За стеной то смеялись, то стонали, то вскрикивали женским распаренным голосом.

«Любовью занимаются, – сморщился доктор Груберт, представив, как два потных, неуклюжих человека занимаются любовью. – Так и не заснешь…»

Он вспомнил о дневнике, зажег свет и принялся за чтение.


«9 января. Ужасно холодно, мороз – минус двадцать два градуса по Цельсию.

Вчера я ходила к папе, его, кажется, собираются выписывать. Но мне показалось, что я знаю того человека, который навстречу мне выскочил из вестибюля больницы. Мы почти столкнулись носами, он был без шапки, шапку держал в руках, очень высокий, худой, лицо красное и страшно взволнованное, даже что-то бормотал на ходу.

Я еще оглянулась и посмотрела через стеклянную дверь, как он понесся по аллее, а шапку так и не надел на голову, и волосы – редкие и седые – поднялись по обе стороны его лысины. Мне почему-то стало его жалко, и тут же я увидела маму, она поднялась с диванчика в вестибюле и пошла ко мне. Я не знаю, может, я и ошибаюсь, но вдруг это – он?

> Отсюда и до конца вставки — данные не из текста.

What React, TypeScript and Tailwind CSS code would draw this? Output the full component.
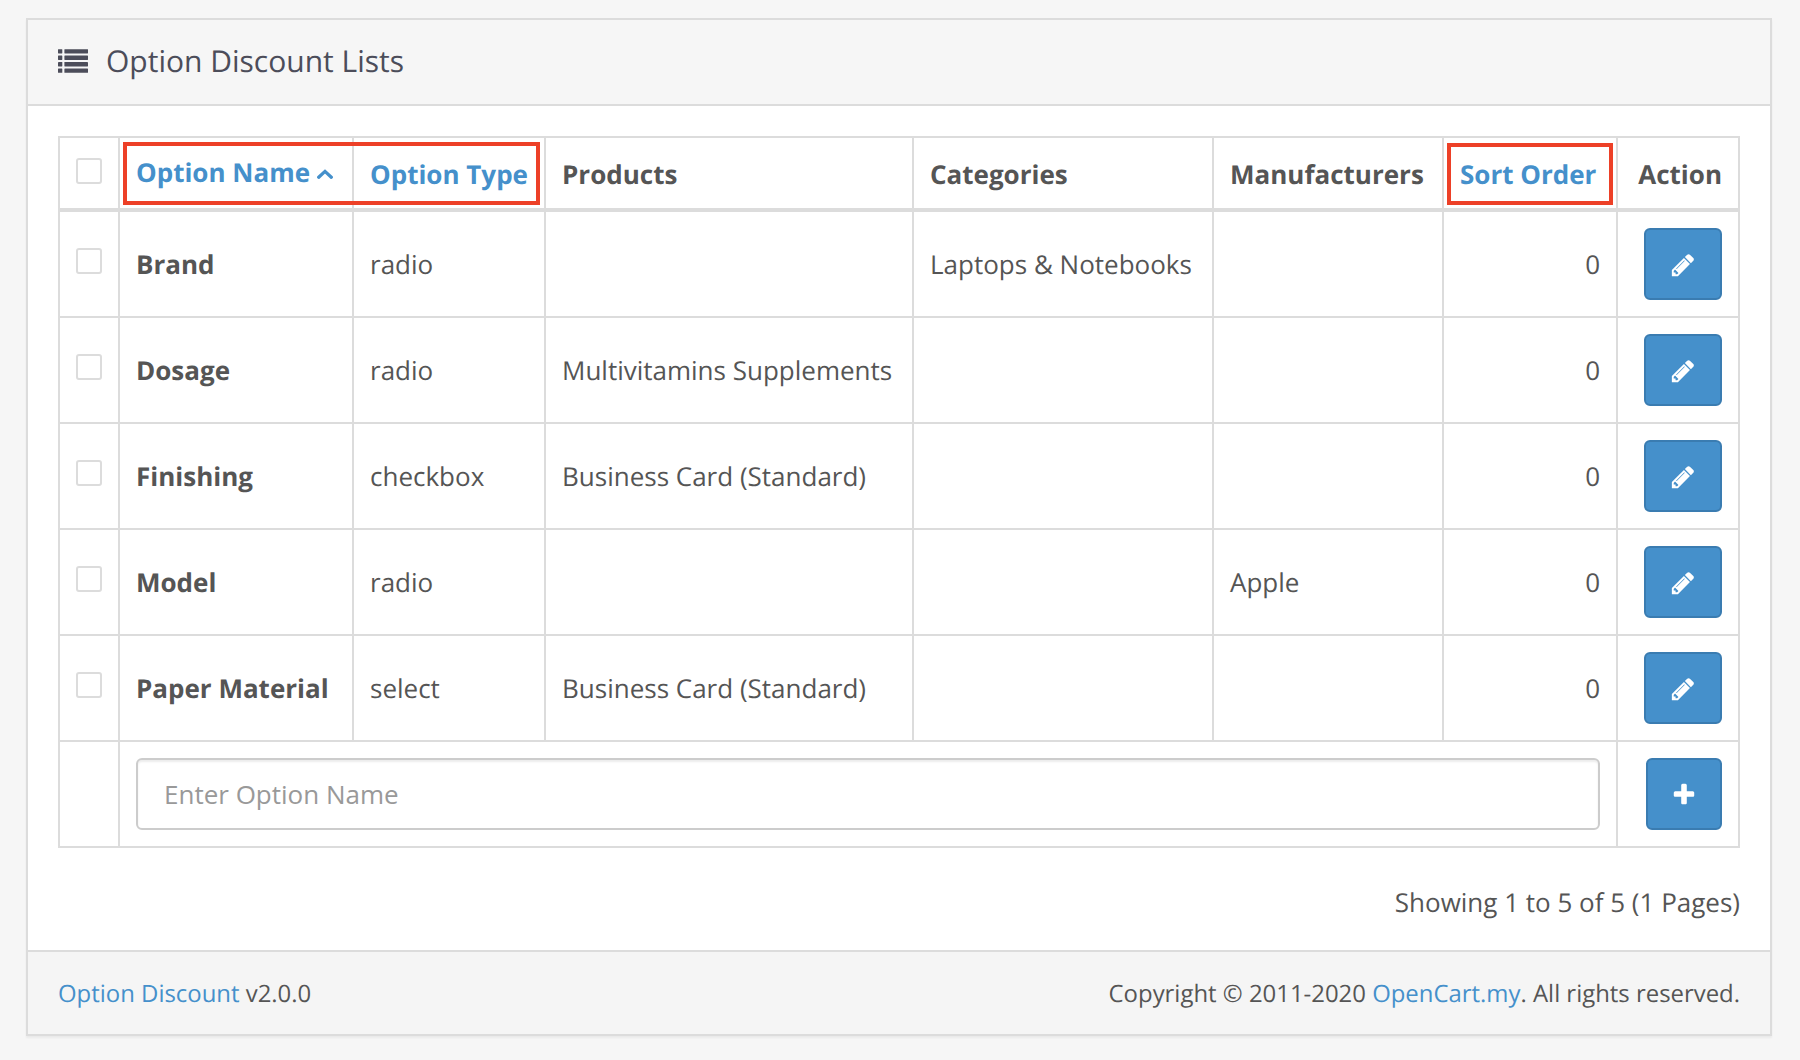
import React from "react";

const columns =
  "grid grid-cols-[60px_234px_192px_368px_300px_230px_174px_122px] border-l-2 border-[#dcdcdc]";
const cell = "border-r-2 border-[#dcdcdc] flex items-center px-4 whitespace-nowrap";

type Row = {
  name: string;
  type: string;
  products: string;
  categories: string;
  manufacturers: string;
  sort: number;
};

const rows: Row[] = [
  { name: "Brand", type: "radio", products: "", categories: "Laptops & Notebooks", manufacturers: "", sort: 0 },
  { name: "Dosage", type: "radio", products: "Multivitamins Supplements", categories: "", manufacturers: "", sort: 0 },
  { name: "Finishing", type: "checkbox", products: "Business Card (Standard)", categories: "", manufacturers: "", sort: 0 },
  { name: "Model", type: "radio", products: "", categories: "", manufacturers: "Apple", sort: 0 },
  { name: "Paper Material", type: "select", products: "Business Card (Standard)", categories: "", manufacturers: "", sort: 0 },
];

function ListIcon() {
  return (
    <svg width="30" height="24" viewBox="0 0 30 24" fill="currentColor" aria-hidden="true">
      {[0.2, 6.6, 13.1, 19.5].map((y) => (
        <g key={y}>
          <rect x="0" y={y} width="4.3" height="4.3" rx="0.4" />
          <rect x="6.4" y={y} width="23.6" height="4.3" rx="0.4" />
        </g>
      ))}
    </svg>
  );
}

function PencilIcon() {
  return (
    <svg className="mt-[2px]" width="26" height="26" viewBox="0 0 1792 1792" fill="currentColor" aria-hidden="true">
      <path d="M491 1536l91-91-235-235-91 91v107h128v128h107zm523-928q0-22-22-22-10 0-17 7l-542 542q-7 7-7 17 0 22 22 22 10 0 17-7l542-542q7-7 7-17zm-54-192l416 416-832 832h-416v-416zm683 96q0 53-37 90l-166 166-416-416 166-165q36-38 90-38 53 0 91 38l235 234q37 39 37 91z" />
    </svg>
  );
}

function PlusIcon() {
  return (
    <svg className="mt-[2px]" width="26" height="26" viewBox="0 0 1792 1792" fill="currentColor" aria-hidden="true">
      <path d="M1600 736v192q0 40-28 68t-68 28h-416v416q0 40-28 68t-68 28h-192q-40 0-68-28t-28-68v-416h-416q-40 0-68-28t-28-68v-192q0-40 28-68t68-28h416v-416q0-40 28-68t68-28h192q40 0 68 28t28 68v416h416q40 0 68 28t28 68z" />
    </svg>
  );
}

function AngleUpIcon() {
  return (
    <svg className="ml-[7px] mt-[3px]" width="16" height="10" viewBox="0 0 16 10" fill="none" stroke="currentColor" strokeWidth="3.3" strokeLinecap="round" strokeLinejoin="miter" aria-hidden="true">
      <path d="M1.7 8.2L8 2.4L14.3 8.2" />
    </svg>
  );
}

function Checkbox() {
  return (
    <input type="checkbox" className="block size-[26px] appearance-none rounded-[3px] border-2 border-[#dcdcdc] bg-white" />
  );
}

const button =
  "flex h-[72px] items-center justify-center rounded-[6px] border-2 border-[#3a7cb1] bg-[#4590cb] text-white";

export default function App() {
  return (
    <div className="h-[1060px] w-[1800px] overflow-hidden bg-[#f6f6f6] pl-[26px] pt-[18px] font-['Open_Sans',sans-serif] text-[26px] leading-[36px] text-[#555555] [text-rendering:geometricPrecision]">
      <div className="flex h-[1018px] w-[1746px] flex-col border-2 border-[#dcdcdc] bg-white shadow-[0_2px_2px_rgba(0,0,0,0.05)]">
        <header className="flex h-[86px] items-center border-b-2 border-[#dcdcdc] bg-[#f6f6f6] pb-[2px] pl-[30px] text-[#4c4d5a]">
          <div className="pb-px"><ListIcon /></div>
          <h1 className="ml-[18px] text-[30px]">Option Discount Lists</h1>
        </header>

        <main className="flex-1 px-[30px] pt-[30px]">
          <div className="relative">
            <div className={`${columns} h-[76px] border-t-2 border-b-4 font-bold`}>
              <div className={`${cell} items-start pt-[20px]`}><Checkbox /></div>
              <div className={`${cell} pb-[2px] text-[#4590cb]`}>Option Name<AngleUpIcon /></div>
              <div className={`${cell} pt-[2px] text-[#4590cb]`}>Option Type</div>
              <div className={`${cell} pt-[2px]`}>Products</div>
              <div className={`${cell} pt-[2px]`}>Categories</div>
              <div className={`${cell} pt-[2px]`}>Manufacturers</div>
              <div className={`${cell} pt-[2px] text-[#4590cb]`}>Sort Order</div>
              <div className={`${cell} justify-end pt-[2px]`}>Action</div>
            </div>
            <div className="pointer-events-none absolute left-[65px] top-[6px] h-[63px] w-[417px] border-4 border-[#ed4027]" />
            <div className="pointer-events-none absolute left-[1389px] top-[7px] h-[62px] w-[166px] border-4 border-[#ed4027]" />
          </div>

          {rows.map((row) => (
            <div key={row.name} className={`${columns} h-[106px] border-b-2`}>
              <div className={`${cell} items-start pt-[36px]`}><Checkbox /></div>
              <div className={`${cell} font-bold`}>{row.name}</div>
              <div className={cell}>{row.type}</div>
              <div className={cell}>{row.products}</div>
              <div className={cell}>{row.categories}</div>
              <div className={cell}>{row.manufacturers}</div>
              <div className={`${cell} justify-end`}>{row.sort}</div>
              <div className={`${cell} justify-end`}>
                <button className={`${button} w-[78px]`} aria-label="Edit"><PencilIcon /></button>
              </div>
            </div>
          ))}

          <div className={`${columns} h-[106px] border-b-2`}>
            <div className={cell} />
            <div className={`${cell} col-span-6`}>
              <input
                placeholder="Enter Option Name"
                className="h-[72px] w-full rounded-[6px] border-2 border-[#cccccc] px-[26px] shadow-[inset_0_2px_2px_rgba(0,0,0,0.075)] placeholder:text-[#999999]"
              />
            </div>
            <div className={`${cell} justify-end`}>
              <button className={`${button} w-[76px]`} aria-label="Add"><PlusIcon /></button>
            </div>
          </div>

          <p className="mt-[36px] text-right">Showing 1 to 5 of 5 (1 Pages)</p>
        </main>

        <footer className="flex h-[84px] items-center justify-between border-t-2 border-[#dcdcdc] bg-[#f5f5f5] px-[30px] pt-[2px] text-[23.92px]">
          <span><a className="text-[#4590cb]">Option Discount</a> v2.0.0</span>
          <span>Copyright © 2011-2020 <a className="text-[#4590cb]">OpenCart.my</a>. All rights reserved.</span>
        </footer>
      </div>
    </div>
  );
}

Хотя – неужели он осмелится прийти в больницу, где мой папа чуть было не умер из-за него?


12 января, утро. Папу сегодня выпишут, они с мамой приедут домой на такси. Каникулы кончились, но я не пошла в школу, сил нет. Все время кажется, что что-то произойдет. Я не могу больше жить с такими мыслями! Словно мне внутрь все время льют кипяток!


12 января, час дня. Вот я и дождалась!

Позвонила эта женщина и сказала: «Ева, это вы? Говорит Лена, жена Томаса».

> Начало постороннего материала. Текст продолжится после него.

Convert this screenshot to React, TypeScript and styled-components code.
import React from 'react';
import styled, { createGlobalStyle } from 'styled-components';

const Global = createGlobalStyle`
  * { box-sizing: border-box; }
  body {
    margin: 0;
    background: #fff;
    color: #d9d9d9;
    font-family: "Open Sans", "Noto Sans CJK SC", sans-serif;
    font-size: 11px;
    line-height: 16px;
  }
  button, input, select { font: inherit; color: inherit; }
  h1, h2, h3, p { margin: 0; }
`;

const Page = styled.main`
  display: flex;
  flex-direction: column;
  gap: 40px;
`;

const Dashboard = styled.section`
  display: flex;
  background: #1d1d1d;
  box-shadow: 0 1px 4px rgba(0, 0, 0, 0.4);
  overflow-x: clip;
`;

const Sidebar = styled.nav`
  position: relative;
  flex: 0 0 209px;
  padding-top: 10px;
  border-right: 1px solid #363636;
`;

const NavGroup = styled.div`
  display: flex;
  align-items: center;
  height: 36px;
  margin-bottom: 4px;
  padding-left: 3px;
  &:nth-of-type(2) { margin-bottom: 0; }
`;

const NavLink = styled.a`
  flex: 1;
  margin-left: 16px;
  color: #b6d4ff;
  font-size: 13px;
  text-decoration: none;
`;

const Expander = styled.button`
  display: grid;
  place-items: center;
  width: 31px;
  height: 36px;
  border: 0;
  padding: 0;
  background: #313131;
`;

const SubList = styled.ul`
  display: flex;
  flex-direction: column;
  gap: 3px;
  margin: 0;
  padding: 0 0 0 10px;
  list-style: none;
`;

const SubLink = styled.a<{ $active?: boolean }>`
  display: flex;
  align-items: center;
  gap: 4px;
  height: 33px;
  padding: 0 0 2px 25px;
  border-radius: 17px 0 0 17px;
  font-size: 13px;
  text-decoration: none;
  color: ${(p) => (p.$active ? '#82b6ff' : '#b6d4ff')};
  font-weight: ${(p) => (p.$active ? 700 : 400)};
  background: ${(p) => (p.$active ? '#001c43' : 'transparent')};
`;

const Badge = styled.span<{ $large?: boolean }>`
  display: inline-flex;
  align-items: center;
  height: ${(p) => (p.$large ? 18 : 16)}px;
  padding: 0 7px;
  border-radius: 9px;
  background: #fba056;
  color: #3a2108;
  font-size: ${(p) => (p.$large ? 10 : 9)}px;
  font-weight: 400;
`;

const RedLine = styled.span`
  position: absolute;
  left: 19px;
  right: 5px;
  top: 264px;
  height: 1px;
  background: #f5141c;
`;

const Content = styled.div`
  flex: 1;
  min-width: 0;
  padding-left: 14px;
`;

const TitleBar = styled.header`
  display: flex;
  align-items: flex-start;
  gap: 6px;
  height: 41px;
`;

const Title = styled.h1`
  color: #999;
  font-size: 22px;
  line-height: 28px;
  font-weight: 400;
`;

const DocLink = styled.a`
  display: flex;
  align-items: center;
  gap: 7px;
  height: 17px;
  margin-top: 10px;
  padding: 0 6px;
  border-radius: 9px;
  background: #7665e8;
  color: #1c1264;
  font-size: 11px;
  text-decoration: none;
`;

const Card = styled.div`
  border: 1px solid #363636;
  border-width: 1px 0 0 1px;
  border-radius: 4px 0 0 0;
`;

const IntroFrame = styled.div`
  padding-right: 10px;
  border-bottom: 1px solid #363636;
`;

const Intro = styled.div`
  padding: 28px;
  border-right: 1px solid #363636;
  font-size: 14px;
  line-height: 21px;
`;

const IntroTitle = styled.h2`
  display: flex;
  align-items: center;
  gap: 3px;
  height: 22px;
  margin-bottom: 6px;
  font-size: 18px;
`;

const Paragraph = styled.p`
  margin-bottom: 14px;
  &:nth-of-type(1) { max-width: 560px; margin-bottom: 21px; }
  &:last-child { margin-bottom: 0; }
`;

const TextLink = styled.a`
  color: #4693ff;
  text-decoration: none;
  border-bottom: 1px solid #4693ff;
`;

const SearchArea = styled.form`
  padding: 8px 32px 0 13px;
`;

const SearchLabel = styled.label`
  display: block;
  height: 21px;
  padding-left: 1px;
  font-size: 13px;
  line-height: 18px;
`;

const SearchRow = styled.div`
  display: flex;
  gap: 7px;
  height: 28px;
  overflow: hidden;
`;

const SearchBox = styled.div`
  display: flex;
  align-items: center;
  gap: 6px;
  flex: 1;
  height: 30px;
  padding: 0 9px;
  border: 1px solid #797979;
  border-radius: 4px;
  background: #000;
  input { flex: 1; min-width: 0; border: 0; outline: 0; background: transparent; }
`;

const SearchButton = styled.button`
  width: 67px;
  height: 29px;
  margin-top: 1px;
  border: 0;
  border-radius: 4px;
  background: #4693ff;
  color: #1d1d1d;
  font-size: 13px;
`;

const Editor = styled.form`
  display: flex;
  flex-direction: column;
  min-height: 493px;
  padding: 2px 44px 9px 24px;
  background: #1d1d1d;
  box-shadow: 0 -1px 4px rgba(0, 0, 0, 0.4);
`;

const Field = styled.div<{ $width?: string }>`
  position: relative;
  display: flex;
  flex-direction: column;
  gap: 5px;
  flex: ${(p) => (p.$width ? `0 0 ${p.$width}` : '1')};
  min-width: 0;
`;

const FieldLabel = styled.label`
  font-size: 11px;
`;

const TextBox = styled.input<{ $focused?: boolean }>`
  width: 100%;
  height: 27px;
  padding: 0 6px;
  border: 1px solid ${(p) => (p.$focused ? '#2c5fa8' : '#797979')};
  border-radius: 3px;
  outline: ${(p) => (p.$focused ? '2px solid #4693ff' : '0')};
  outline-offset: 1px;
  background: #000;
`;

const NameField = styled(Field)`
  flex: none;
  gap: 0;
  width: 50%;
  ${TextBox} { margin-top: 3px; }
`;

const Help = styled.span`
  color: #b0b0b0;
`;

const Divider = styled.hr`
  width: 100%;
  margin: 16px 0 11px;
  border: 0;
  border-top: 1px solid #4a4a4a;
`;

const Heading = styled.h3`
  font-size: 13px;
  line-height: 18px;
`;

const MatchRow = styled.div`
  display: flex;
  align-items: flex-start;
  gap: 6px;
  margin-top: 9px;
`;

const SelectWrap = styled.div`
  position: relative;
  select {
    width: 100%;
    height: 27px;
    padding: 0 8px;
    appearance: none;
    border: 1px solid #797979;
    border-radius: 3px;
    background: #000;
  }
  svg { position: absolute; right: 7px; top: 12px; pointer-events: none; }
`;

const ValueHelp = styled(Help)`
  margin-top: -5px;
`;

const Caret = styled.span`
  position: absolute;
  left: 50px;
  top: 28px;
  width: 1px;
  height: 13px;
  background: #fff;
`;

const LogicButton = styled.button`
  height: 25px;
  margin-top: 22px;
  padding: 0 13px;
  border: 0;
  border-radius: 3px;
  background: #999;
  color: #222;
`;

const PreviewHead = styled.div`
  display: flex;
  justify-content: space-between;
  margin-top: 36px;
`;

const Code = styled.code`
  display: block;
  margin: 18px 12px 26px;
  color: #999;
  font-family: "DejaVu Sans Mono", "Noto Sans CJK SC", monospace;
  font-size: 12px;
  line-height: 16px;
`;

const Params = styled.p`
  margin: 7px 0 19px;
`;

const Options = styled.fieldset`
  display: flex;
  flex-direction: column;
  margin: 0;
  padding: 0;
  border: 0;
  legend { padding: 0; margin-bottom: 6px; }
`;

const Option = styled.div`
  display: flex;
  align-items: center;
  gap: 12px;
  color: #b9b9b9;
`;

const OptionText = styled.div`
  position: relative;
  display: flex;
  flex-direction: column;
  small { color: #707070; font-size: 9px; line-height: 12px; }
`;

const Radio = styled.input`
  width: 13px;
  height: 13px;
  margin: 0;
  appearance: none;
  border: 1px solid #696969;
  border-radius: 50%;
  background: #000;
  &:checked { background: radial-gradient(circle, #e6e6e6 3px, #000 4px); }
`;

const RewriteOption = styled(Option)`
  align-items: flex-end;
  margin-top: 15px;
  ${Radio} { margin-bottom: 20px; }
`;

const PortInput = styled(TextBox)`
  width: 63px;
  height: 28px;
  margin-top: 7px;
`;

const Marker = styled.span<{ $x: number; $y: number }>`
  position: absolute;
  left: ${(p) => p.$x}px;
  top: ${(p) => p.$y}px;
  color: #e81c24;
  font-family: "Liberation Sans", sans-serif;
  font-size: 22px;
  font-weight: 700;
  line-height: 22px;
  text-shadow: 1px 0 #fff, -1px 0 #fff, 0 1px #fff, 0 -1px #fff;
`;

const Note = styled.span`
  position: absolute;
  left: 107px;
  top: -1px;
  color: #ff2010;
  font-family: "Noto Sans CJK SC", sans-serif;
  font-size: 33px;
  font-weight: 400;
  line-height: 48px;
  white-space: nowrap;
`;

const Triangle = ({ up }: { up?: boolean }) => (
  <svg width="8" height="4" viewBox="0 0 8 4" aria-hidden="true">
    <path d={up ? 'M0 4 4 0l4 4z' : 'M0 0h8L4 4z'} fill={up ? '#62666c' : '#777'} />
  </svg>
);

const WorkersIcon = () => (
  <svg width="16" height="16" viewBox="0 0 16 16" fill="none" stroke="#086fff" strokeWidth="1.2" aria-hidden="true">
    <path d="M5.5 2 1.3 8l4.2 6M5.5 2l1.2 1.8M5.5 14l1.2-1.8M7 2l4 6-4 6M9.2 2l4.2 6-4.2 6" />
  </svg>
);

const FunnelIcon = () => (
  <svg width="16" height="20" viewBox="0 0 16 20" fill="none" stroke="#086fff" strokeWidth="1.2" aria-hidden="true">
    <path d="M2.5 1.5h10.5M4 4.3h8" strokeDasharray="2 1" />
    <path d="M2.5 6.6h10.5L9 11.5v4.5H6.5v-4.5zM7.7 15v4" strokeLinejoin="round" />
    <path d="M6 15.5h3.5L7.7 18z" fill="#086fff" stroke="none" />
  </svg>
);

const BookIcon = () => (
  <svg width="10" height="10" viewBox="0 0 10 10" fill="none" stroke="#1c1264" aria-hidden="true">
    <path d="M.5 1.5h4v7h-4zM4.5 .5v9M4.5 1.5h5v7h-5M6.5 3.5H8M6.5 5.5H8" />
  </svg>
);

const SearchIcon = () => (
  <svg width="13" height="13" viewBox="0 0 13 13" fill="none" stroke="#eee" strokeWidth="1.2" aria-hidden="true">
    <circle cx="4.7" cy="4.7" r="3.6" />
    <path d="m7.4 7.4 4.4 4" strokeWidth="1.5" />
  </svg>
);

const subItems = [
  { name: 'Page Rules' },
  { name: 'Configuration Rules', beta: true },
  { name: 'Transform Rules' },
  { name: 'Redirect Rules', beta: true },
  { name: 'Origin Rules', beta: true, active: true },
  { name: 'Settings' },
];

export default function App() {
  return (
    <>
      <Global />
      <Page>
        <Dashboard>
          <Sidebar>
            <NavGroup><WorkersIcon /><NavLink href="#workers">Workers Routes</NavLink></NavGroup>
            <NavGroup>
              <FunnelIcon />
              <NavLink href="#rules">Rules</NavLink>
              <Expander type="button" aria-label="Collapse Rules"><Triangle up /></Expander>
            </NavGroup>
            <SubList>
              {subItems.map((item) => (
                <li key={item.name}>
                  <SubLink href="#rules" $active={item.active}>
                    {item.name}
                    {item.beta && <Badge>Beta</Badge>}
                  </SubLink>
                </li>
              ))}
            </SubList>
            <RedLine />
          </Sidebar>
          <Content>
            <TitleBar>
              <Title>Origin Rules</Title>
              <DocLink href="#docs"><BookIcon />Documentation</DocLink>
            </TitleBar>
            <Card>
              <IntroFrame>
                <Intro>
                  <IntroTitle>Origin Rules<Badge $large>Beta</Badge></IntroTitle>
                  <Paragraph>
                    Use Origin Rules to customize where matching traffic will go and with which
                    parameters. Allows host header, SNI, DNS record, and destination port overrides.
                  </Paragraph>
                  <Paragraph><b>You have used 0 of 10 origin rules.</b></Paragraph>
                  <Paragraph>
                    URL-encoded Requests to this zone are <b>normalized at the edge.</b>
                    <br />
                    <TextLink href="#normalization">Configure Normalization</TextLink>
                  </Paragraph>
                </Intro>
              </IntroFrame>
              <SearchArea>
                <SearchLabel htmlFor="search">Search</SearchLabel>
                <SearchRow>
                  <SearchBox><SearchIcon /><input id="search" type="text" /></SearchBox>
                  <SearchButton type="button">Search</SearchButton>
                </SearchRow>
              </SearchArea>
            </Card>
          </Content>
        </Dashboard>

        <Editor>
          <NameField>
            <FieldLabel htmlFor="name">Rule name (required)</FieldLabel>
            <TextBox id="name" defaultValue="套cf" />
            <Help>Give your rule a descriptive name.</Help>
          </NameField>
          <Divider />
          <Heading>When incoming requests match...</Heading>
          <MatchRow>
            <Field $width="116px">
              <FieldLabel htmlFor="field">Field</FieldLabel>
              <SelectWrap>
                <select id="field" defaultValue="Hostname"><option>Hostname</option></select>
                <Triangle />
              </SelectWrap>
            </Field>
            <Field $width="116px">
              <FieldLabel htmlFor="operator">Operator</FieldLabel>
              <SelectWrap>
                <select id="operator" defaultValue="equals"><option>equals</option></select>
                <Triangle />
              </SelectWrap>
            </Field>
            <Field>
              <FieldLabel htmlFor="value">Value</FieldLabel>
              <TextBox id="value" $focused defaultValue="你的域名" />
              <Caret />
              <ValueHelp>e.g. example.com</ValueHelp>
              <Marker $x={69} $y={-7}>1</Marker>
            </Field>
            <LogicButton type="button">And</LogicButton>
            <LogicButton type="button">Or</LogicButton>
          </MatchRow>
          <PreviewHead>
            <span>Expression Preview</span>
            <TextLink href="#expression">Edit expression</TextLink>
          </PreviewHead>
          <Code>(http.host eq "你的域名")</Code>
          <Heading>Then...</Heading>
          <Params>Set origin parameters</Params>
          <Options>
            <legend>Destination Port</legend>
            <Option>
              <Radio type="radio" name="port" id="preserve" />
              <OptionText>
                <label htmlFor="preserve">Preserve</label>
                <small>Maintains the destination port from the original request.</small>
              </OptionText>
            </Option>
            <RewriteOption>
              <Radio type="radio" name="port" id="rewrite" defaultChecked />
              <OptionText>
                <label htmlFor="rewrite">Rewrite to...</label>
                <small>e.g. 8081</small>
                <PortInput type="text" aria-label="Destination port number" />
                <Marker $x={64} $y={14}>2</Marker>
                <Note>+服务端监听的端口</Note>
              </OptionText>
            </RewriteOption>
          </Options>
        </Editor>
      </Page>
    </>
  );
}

У нас с мамой очень похожи голоса. Я сказала, что это не Ева, а ее дочь Катя. Тогда она спросила, сколько мне лет, и я сказала, что скоро семнадцать.

Она сказала, что ее дочери Лизе тоже скоро будет семнадцать. Потом она спросила: «Катя, ты знаешь, что у вас в семье происходит?»

У меня стало кисло во рту, и я сказала, что да.

Тогда она сказала каким-то другим, пьяным даже немного голосом: «Твоя мать отняла у меня мужа, а у моей дочки – отца».

И зарыдала.

Мне стало так жалко ее, что я тоже чуть не расплакалась. Я молчала, а она все рыдала, и я не могла положить трубку, хотя в любой момент могли прийти мама с папой из больницы! Потом она перестала рыдать и сказала, что хуже моей матери нет никого на свете, и у меня сразу высохли слезы.

Но я почему-то не попросила ее замолчать, а сказала: «У вас нет никаких доказательств». «Ладно, – сказала она, – я понимаю, что тебе неприятно это слушать! Скажи мне лучше другое: ну, пусть у них любовь, пусть им море по колено, но разве можно быть счастливыми за счет других?»

Я не знала, что на это сказать, да и сейчас не знаю. Я чувствовала только, что именно так и бывает: если тебе хорошо, кому-то обязательно плохо, и наоборот.

«Я не понимаю, – сказала она тем же пьяным голосом, и я подумала, что, может быть, она выпила. – Зачем он ей? Старый, больной! Ты его никогда не видела?»